>> START PROVIDED DATA

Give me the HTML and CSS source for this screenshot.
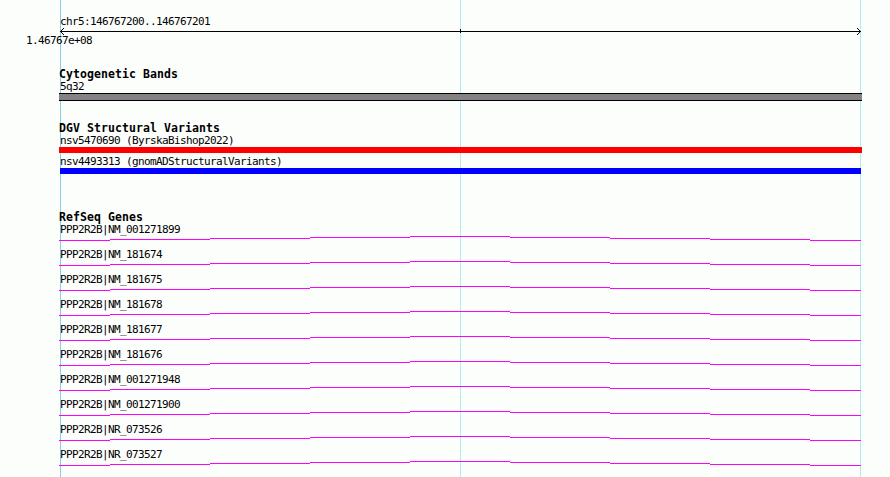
FILE: index.html
```
<!DOCTYPE html>
<html>
<head>
<meta charset="utf-8">
<title>chr5:146767200..146767201</title>
<link rel="stylesheet" href="styles.css">
</head>
<body>

<svg width="0" height="0">
  <defs>
    <path id="intron" d="M0 4h51v1H0zM51 3h100v1H51zM151 2h100v1H151zM251 1h100v1H251zM351 0h100v1H351zM451 1h100v1H451zM551 2h100v1H551zM651 3h100v1H651zM751 4h51v1H751z"/>
  </defs>
</svg>

<div id="panel">

<div class="ruler">
  <div class="label">chr5:146767200..146767201</div>
  <svg class="arrow" width="801" height="7" shape-rendering="crispEdges">
    <path d="M0 3h801v1H0zM1 2h1v3H1zM2 1h1v1H2zM2 5h1v1H2zM3 0h1v1H3zM3 6h1v1H3zM799 2h1v3h-1zM798 1h1v1h-1zM798 5h1v1h-1zM797 0h1v1h-1zM797 6h1v1h-1zM400 1h1v4h-1z"/>
  </svg>
  <div class="label tick">1.46767e+08</div>
</div>

<div class="track cytoband">
  <div class="title">Cytogenetic Bands</div>
  <div class="label">5q32</div>
  <div class="bar grey"></div>
</div>

<div class="track variants">
  <div class="title">DGV Structural Variants</div>
  <div class="label">nsv5470690 (ByrskaBishop2022)</div>
  <div class="bar red"></div>
  <div class="label">nsv4493313 (gnomADStructuralVariants)</div>
  <div class="bar blue"></div>
</div>

<div class="track genes">
  <div class="title">RefSeq Genes</div>
  <div class="gene"><div class="label">PPP2R2B|NM_001271899</div><svg><use href="#intron"/></svg></div>
  <div class="gene"><div class="label">PPP2R2B|NM_181674</div><svg><use href="#intron"/></svg></div>
  <div class="gene"><div class="label">PPP2R2B|NM_181675</div><svg><use href="#intron"/></svg></div>
  <div class="gene"><div class="label">PPP2R2B|NM_181678</div><svg><use href="#intron"/></svg></div>
  <div class="gene"><div class="label">PPP2R2B|NM_181677</div><svg><use href="#intron"/></svg></div>
  <div class="gene"><div class="label">PPP2R2B|NM_181676</div><svg><use href="#intron"/></svg></div>
  <div class="gene"><div class="label">PPP2R2B|NM_001271948</div><svg><use href="#intron"/></svg></div>
  <div class="gene"><div class="label">PPP2R2B|NM_001271900</div><svg><use href="#intron"/></svg></div>
  <div class="gene"><div class="label">PPP2R2B|NR_073526</div><svg><use href="#intron"/></svg></div>
  <div class="gene"><div class="label">PPP2R2B|NR_073527</div><svg><use href="#intron"/></svg></div>
</div>

</div>
</body>
</html>
```
FILE: styles.css
```
body {
  margin:0;
  background:#fcfefc;
  color:#000;
  font-family:"DejaVu Sans Mono", monospace;
  font-size:11px;
  line-height:13px;
}

/* the three gridlines are backgrounds, so the tracks draw over them */
#panel {
  box-sizing:border-box;
  width:890px;
  height:477px;
  padding:15px 0 0 59px;
  overflow:hidden;
  background:
    linear-gradient(#87ceeb, #87ceeb) 60px 0 / 1px 100% no-repeat,
    linear-gradient(#afeeee, #afeeee) 460px 0 / 1px 100% no-repeat,
    linear-gradient(#afeeee, #afeeee) 860px 0 / 1px 100% no-repeat;
}

svg {
  display:block;
}

.label {
  height:13px;
  padding-left:1px;
  letter-spacing:-0.622px;
  white-space:pre;
}

.title {
  height:12px;
  font-size:11.5px;
  font-weight:bold;
  letter-spacing:0.077px;
  white-space:pre;
}

.arrow {
  margin-left:1px;
}

.ruler {
  height:53px;
}

.tick {
  margin-top:-1px;
  margin-left:-34px;
}

.cytoband {
  height:54px;
}

.variants {
  height:89px;
}

.bar {
  box-sizing:border-box;
  width:803px;
  height:6px;
}

.grey {
  height:8px;
  background:#848284;
  border:solid #000;
  border-width:1px 0;
}

.red {
  margin-bottom:2px;
  background:#f00;
}

.blue {
  width:801px;
  margin-left:1px;
  background:#00f;
}

.gene {
  height:25px;
}

.gene svg {
  width:802px;
  height:5px;
  fill:#f0f;
  shape-rendering:crispEdges;
}
```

>> END PROVIDED DATA

EXERCISE AIM >> Without the pictures, repeat the listing above exactly.

RESULT OF THIS EXERCISE >>
Give me the HTML and CSS source for this screenshot.
FILE: index.html
```
<!DOCTYPE html>
<html>
<head>
<meta charset="utf-8">
<title>chr5:146767200..146767201</title>
<link rel="stylesheet" href="styles.css">
</head>
<body>

<svg width="0" height="0">
  <defs>
    <path id="intron" d="M0 4h51v1H0zM51 3h100v1H51zM151 2h100v1H151zM251 1h100v1H251zM351 0h100v1H351zM451 1h100v1H451zM551 2h100v1H551zM651 3h100v1H651zM751 4h51v1H751z"/>
  </defs>
</svg>

<div id="panel">

<div class="ruler">
  <div class="label">chr5:146767200..146767201</div>
  <svg class="arrow" width="801" height="7" shape-rendering="crispEdges">
    <path d="M0 3h801v1H0zM1 2h1v3H1zM2 1h1v1H2zM2 5h1v1H2zM3 0h1v1H3zM3 6h1v1H3zM799 2h1v3h-1zM798 1h1v1h-1zM798 5h1v1h-1zM797 0h1v1h-1zM797 6h1v1h-1zM400 1h1v4h-1z"/>
  </svg>
  <div class="label tick">1.46767e+08</div>
</div>

<div class="track cytoband">
  <div class="title">Cytogenetic Bands</div>
  <div class="label">5q32</div>
  <div class="bar grey"></div>
</div>

<div class="track variants">
  <div class="title">DGV Structural Variants</div>
  <div class="label">nsv5470690 (ByrskaBishop2022)</div>
  <div class="bar red"></div>
  <div class="label">nsv4493313 (gnomADStructuralVariants)</div>
  <div class="bar blue"></div>
</div>

<div class="track genes">
  <div class="title">RefSeq Genes</div>
  <div class="gene"><div class="label">PPP2R2B|NM_001271899</div><svg><use href="#intron"/></svg></div>
  <div class="gene"><div class="label">PPP2R2B|NM_181674</div><svg><use href="#intron"/></svg></div>
  <div class="gene"><div class="label">PPP2R2B|NM_181675</div><svg><use href="#intron"/></svg></div>
  <div class="gene"><div class="label">PPP2R2B|NM_181678</div><svg><use href="#intron"/></svg></div>
  <div class="gene"><div class="label">PPP2R2B|NM_181677</div><svg><use href="#intron"/></svg></div>
  <div class="gene"><div class="label">PPP2R2B|NM_181676</div><svg><use href="#intron"/></svg></div>
  <div class="gene"><div class="label">PPP2R2B|NM_001271948</div><svg><use href="#intron"/></svg></div>
  <div class="gene"><div class="label">PPP2R2B|NM_001271900</div><svg><use href="#intron"/></svg></div>
  <div class="gene"><div class="label">PPP2R2B|NR_073526</div><svg><use href="#intron"/></svg></div>
  <div class="gene"><div class="label">PPP2R2B|NR_073527</div><svg><use href="#intron"/></svg></div>
</div>

</div>
</body>
</html>
```
FILE: styles.css
```
body {
  margin:0;
  background:#fcfefc;
  color:#000;
  font-family:"DejaVu Sans Mono", monospace;
  font-size:11px;
  line-height:13px;
}

/* the three gridlines are backgrounds, so the tracks draw over them */
#panel {
  box-sizing:border-box;
  width:890px;
  height:477px;
  padding:15px 0 0 59px;
  overflow:hidden;
  background:
    linear-gradient(#87ceeb, #87ceeb) 60px 0 / 1px 100% no-repeat,
    linear-gradient(#afeeee, #afeeee) 460px 0 / 1px 100% no-repeat,
    linear-gradient(#afeeee, #afeeee) 860px 0 / 1px 100% no-repeat;
}

svg {
  display:block;
}

.label {
  height:13px;
  padding-left:1px;
  letter-spacing:-0.622px;
  white-space:pre;
}

.title {
  height:12px;
  font-size:11.5px;
  font-weight:bold;
  letter-spacing:0.077px;
  white-space:pre;
}

.arrow {
  margin-left:1px;
}

.ruler {
  height:53px;
}

.tick {
  margin-top:-1px;
  margin-left:-34px;
}

.cytoband {
  height:54px;
}

.variants {
  height:89px;
}

.bar {
  box-sizing:border-box;
  width:803px;
  height:6px;
}

.grey {
  height:8px;
  background:#848284;
  border:solid #000;
  border-width:1px 0;
}

.red {
  margin-bottom:2px;
  background:#f00;
}

.blue {
  width:801px;
  margin-left:1px;
  background:#00f;
}

.gene {
  height:25px;
}

.gene svg {
  width:802px;
  height:5px;
  fill:#f0f;
  shape-rendering:crispEdges;
}
```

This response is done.